··· Provided data

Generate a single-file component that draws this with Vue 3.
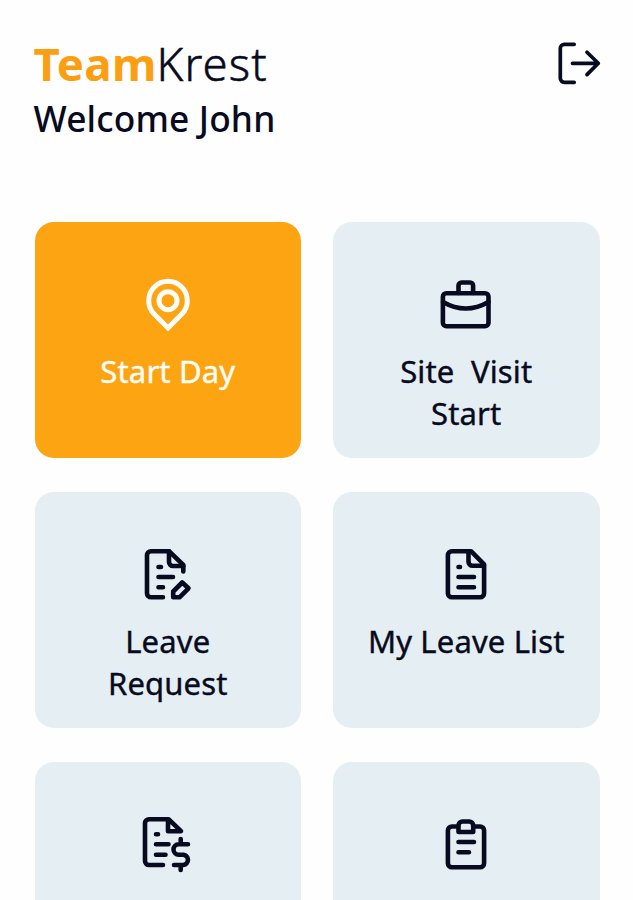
<script setup>
import { ref } from "vue";

const userName = ref("John");
const active = ref("start-day");

const menus = [
    { id: "start-day", label: "Start Day" },
    { id: "site-visit", label: "Site  Visit\nStart" },
    { id: "leave-request", label: "Leave\nRequest" },
    { id: "leave-list", label: "My Leave List" },
    { id: "expense", label: "" },
    { id: "tasks", label: "" },
];

const onMenuClick = (id) => {
    active.value = id;
};
</script>

<template>
    <div class="screen">
        <header class="header">
            <div>
                <h1 class="brand"><span class="brand-bold">Team</span><span class="brand-light">Krest</span></h1>
                <p class="welcome">Welcome {{ userName }}</p>
            </div>
            <button class="logoutBTN" aria-label="Logout">
                <svg class="logout-icon" viewBox="0 0 48 48">
                    <path d="M18.2 5.3H8.3a4 4 0 0 0-4 4v30a4 4 0 0 0 4 4h9.9" />
                    <path d="M16.5 24.3H42.3M31 13.2L42.3 24.3L31 35.6" />
                </svg>
            </button>
        </header>

        <main class="menu">
            <button
                v-for="item in menus"
                :key="item.id"
                class="card"
                :class="{ active: item.id === active }"
                @click="onMenuClick(item.id)"
            >
                <svg class="icon" viewBox="0 0 64 64">
                    <g v-if="item.id === 'start-day'" class="pin">
                        <path d="M18.4 41.3A19.3 19.3 0 1 1 45.6 41.3L32 55Z" />
                        <circle cx="32" cy="27.7" r="9" />
                    </g>
                    <g v-else-if="item.id === 'site-visit'">
                        <rect x="8.9" y="20.2" width="45.6" height="33" rx="3.5" />
                        <path d="M24.5 20V12.5a3 3 0 0 1 3-3h8.6a3 3 0 0 1 3 3V20" />
                        <path d="M9 29Q31.7 42 54.5 29" />
                    </g>
                    <g v-else-if="item.id === 'leave-request'">
                        <path d="M27 54.3H15a4 4 0 0 1-4-4V12.2a4 4 0 0 1 4-4H33L47.3 22V28.5" />
                        <path d="M33 8.2V19a4 4 0 0 0 4 4H47.3" />
                        <path d="M22.5 24H25M22.5 34H37M22.5 44.3H27" />
                        <path d="M46.2 39.5L52.5 45.3L43.5 54.3H37.2V48.5Z" />
                    </g>
                    <g v-else-if="item.id === 'leave-list'">
                        <path d="M37 8.2H17.9a4 4 0 0 0-4 4V50.3a4 4 0 0 0 4 4H46.1a4 4 0 0 0 4-4V21.3Z" />
                        <path d="M34.5 8.2V18.7a4 4 0 0 0 4 4H50" />
                        <path d="M24.5 24H26M24.5 34H40M24.5 44.3H40" />
                    </g>
                    <g v-else-if="item.id === 'expense'">
                        <path d="M27 52H13a4 4 0 0 1-4-4V10.2a4 4 0 0 1 4-4H32.5L45 18.2H32V7" />
                        <path d="M20 21.3H22M20 31.3H32.5M20 41.7H29.5" />
                        <path d="M52 31.3H42.7a5.2 5.2 0 0 0 0 10.4H47.5a5.2 5.2 0 0 1 0 10.3H38M44.7 26V31M44.7 52V57" />
                    </g>
                    <g v-else>
                        <path d="M24 13.5H17.9a4 4 0 0 0-4 4V50.2a4 4 0 0 0 4 4H46.1a4 4 0 0 0 4-4V17.5a4 4 0 0 0-4-4H40" />
                        <path d="M24.5 19V12.5a4 4 0 0 1 4-4H35.2a4 4 0 0 1 4 4V19Z" />
                        <path d="M24.5 29H40M24.5 39.3H35" />
                    </g>
                </svg>
                <span class="label">{{ item.label }}</span>
            </button>
        </main>
    </div>
</template>

<style>
body {
    margin: 0;
    background: #fefefe;
}
</style>

<style scoped>
.screen {
    box-sizing: border-box;
    height: 900px;
    overflow: hidden;
    padding: 34px 33.5px 0 34.5px;
    background: #fefefe;
    color: #080b20;
    font-family: "Noto Sans", "Open Sans", sans-serif;
}
.header {
    display: flex;
    justify-content: space-between;
    height: 188px;
}
.brand {
    margin: -1px 0 0 -1px;
    font-size: 45.5px;
    line-height: 60px;
    font-weight: 300;
    white-space: nowrap;
}
.brand-bold {
    color: #fc9e12;
    font-weight: 700;
    letter-spacing: 0.3px;
}
.brand-light {
    letter-spacing: 1.1px;
    -webkit-text-stroke: 0.5px currentColor;
}
.welcome {
    margin: 0 0 0 -1px;
    font-size: 35.3px;
    line-height: 50px;
    font-weight: 500;
    letter-spacing: 0.15px;
    white-space: nowrap;
}
.logoutBTN {
    width: 48px;
    height: 48px;
    margin: 5px -4px 0 0;
    padding: 0;
    border: none;
    background: none;
    color: inherit;
    cursor: pointer;
}
.logout-icon {
    display: block;
    width: 48px;
    height: 48px;
    fill: none;
    stroke: currentColor;
    stroke-width: 3.7;
    stroke-linecap: round;
    stroke-linejoin: round;
}
.menu {
    display: grid;
    grid-template-columns: 1fr 1fr;
    grid-auto-rows: 236px;
    gap: 34px 32px;
}
.card {
    display: flex;
    flex-direction: column;
    align-items: center;
    padding: 51px 0 0;
    border: none;
    border-radius: 19px;
    background: #e5eef2;
    color: inherit;
    font-family: inherit;
    cursor: pointer;
}
.card.active {
    background: #fda413;
    color: #fffdf8;
}
.icon {
    width: 64px;
    height: 64px;
    fill: none;
    stroke: currentColor;
    stroke-width: 4.6;
    stroke-linecap: round;
    stroke-linejoin: round;
}
.pin {
    stroke-width: 5;
    stroke-linejoin: miter;
}
.label {
    margin-top: 14px;
    font-size: 31px;
    line-height: 41.5px;
    font-weight: 400;
    letter-spacing: 0.15px;
    -webkit-text-stroke: 0.4px currentColor;
    text-align: center;
    white-space: pre;
}
</style>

······

Written exercise
In the copy, include no pictures; restate the listing above exactly.

Answer to this problem
Generate a single-file component that draws this with Vue 3.
<script setup>
import { ref } from "vue";

const userName = ref("John");
const active = ref("start-day");

const menus = [
    { id: "start-day", label: "Start Day" },
    { id: "site-visit", label: "Site  Visit\nStart" },
    { id: "leave-request", label: "Leave\nRequest" },
    { id: "leave-list", label: "My Leave List" },
    { id: "expense", label: "" },
    { id: "tasks", label: "" },
];

const onMenuClick = (id) => {
    active.value = id;
};
</script>

<template>
    <div class="screen">
        <header class="header">
            <div>
                <h1 class="brand"><span class="brand-bold">Team</span><span class="brand-light">Krest</span></h1>
                <p class="welcome">Welcome {{ userName }}</p>
            </div>
            <button class="logoutBTN" aria-label="Logout">
                <svg class="logout-icon" viewBox="0 0 48 48">
                    <path d="M18.2 5.3H8.3a4 4 0 0 0-4 4v30a4 4 0 0 0 4 4h9.9" />
                    <path d="M16.5 24.3H42.3M31 13.2L42.3 24.3L31 35.6" />
                </svg>
            </button>
        </header>

        <main class="menu">
            <button
                v-for="item in menus"
                :key="item.id"
                class="card"
                :class="{ active: item.id === active }"
                @click="onMenuClick(item.id)"
            >
                <svg class="icon" viewBox="0 0 64 64">
                    <g v-if="item.id === 'start-day'" class="pin">
                        <path d="M18.4 41.3A19.3 19.3 0 1 1 45.6 41.3L32 55Z" />
                        <circle cx="32" cy="27.7" r="9" />
                    </g>
                    <g v-else-if="item.id === 'site-visit'">
                        <rect x="8.9" y="20.2" width="45.6" height="33" rx="3.5" />
                        <path d="M24.5 20V12.5a3 3 0 0 1 3-3h8.6a3 3 0 0 1 3 3V20" />
                        <path d="M9 29Q31.7 42 54.5 29" />
                    </g>
                    <g v-else-if="item.id === 'leave-request'">
                        <path d="M27 54.3H15a4 4 0 0 1-4-4V12.2a4 4 0 0 1 4-4H33L47.3 22V28.5" />
                        <path d="M33 8.2V19a4 4 0 0 0 4 4H47.3" />
                        <path d="M22.5 24H25M22.5 34H37M22.5 44.3H27" />
                        <path d="M46.2 39.5L52.5 45.3L43.5 54.3H37.2V48.5Z" />
                    </g>
                    <g v-else-if="item.id === 'leave-list'">
                        <path d="M37 8.2H17.9a4 4 0 0 0-4 4V50.3a4 4 0 0 0 4 4H46.1a4 4 0 0 0 4-4V21.3Z" />
                        <path d="M34.5 8.2V18.7a4 4 0 0 0 4 4H50" />
                        <path d="M24.5 24H26M24.5 34H40M24.5 44.3H40" />
                    </g>
                    <g v-else-if="item.id === 'expense'">
                        <path d="M27 52H13a4 4 0 0 1-4-4V10.2a4 4 0 0 1 4-4H32.5L45 18.2H32V7" />
                        <path d="M20 21.3H22M20 31.3H32.5M20 41.7H29.5" />
                        <path d="M52 31.3H42.7a5.2 5.2 0 0 0 0 10.4H47.5a5.2 5.2 0 0 1 0 10.3H38M44.7 26V31M44.7 52V57" />
                    </g>
                    <g v-else>
                        <path d="M24 13.5H17.9a4 4 0 0 0-4 4V50.2a4 4 0 0 0 4 4H46.1a4 4 0 0 0 4-4V17.5a4 4 0 0 0-4-4H40" />
                        <path d="M24.5 19V12.5a4 4 0 0 1 4-4H35.2a4 4 0 0 1 4 4V19Z" />
                        <path d="M24.5 29H40M24.5 39.3H35" />
                    </g>
                </svg>
                <span class="label">{{ item.label }}</span>
            </button>
        </main>
    </div>
</template>

<style>
body {
    margin: 0;
    background: #fefefe;
}
</style>

<style scoped>
.screen {
    box-sizing: border-box;
    height: 900px;
    overflow: hidden;
    padding: 34px 33.5px 0 34.5px;
    background: #fefefe;
    color: #080b20;
    font-family: "Noto Sans", "Open Sans", sans-serif;
}
.header {
    display: flex;
    justify-content: space-between;
    height: 188px;
}
.brand {
    margin: -1px 0 0 -1px;
    font-size: 45.5px;
    line-height: 60px;
    font-weight: 300;
    white-space: nowrap;
}
.brand-bold {
    color: #fc9e12;
    font-weight: 700;
    letter-spacing: 0.3px;
}
.brand-light {
    letter-spacing: 1.1px;
    -webkit-text-stroke: 0.5px currentColor;
}
.welcome {
    margin: 0 0 0 -1px;
    font-size: 35.3px;
    line-height: 50px;
    font-weight: 500;
    letter-spacing: 0.15px;
    white-space: nowrap;
}
.logoutBTN {
    width: 48px;
    height: 48px;
    margin: 5px -4px 0 0;
    padding: 0;
    border: none;
    background: none;
    color: inherit;
    cursor: pointer;
}
.logout-icon {
    display: block;
    width: 48px;
    height: 48px;
    fill: none;
    stroke: currentColor;
    stroke-width: 3.7;
    stroke-linecap: round;
    stroke-linejoin: round;
}
.menu {
    display: grid;
    grid-template-columns: 1fr 1fr;
    grid-auto-rows: 236px;
    gap: 34px 32px;
}
.card {
    display: flex;
    flex-direction: column;
    align-items: center;
    padding: 51px 0 0;
    border: none;
    border-radius: 19px;
    background: #e5eef2;
    color: inherit;
    font-family: inherit;
    cursor: pointer;
}
.card.active {
    background: #fda413;
    color: #fffdf8;
}
.icon {
    width: 64px;
    height: 64px;
    fill: none;
    stroke: currentColor;
    stroke-width: 4.6;
    stroke-linecap: round;
    stroke-linejoin: round;
}
.pin {
    stroke-width: 5;
    stroke-linejoin: miter;
}
.label {
    margin-top: 14px;
    font-size: 31px;
    line-height: 41.5px;
    font-weight: 400;
    letter-spacing: 0.15px;
    -webkit-text-stroke: 0.4px currentColor;
    text-align: center;
    white-space: pre;
}
</style>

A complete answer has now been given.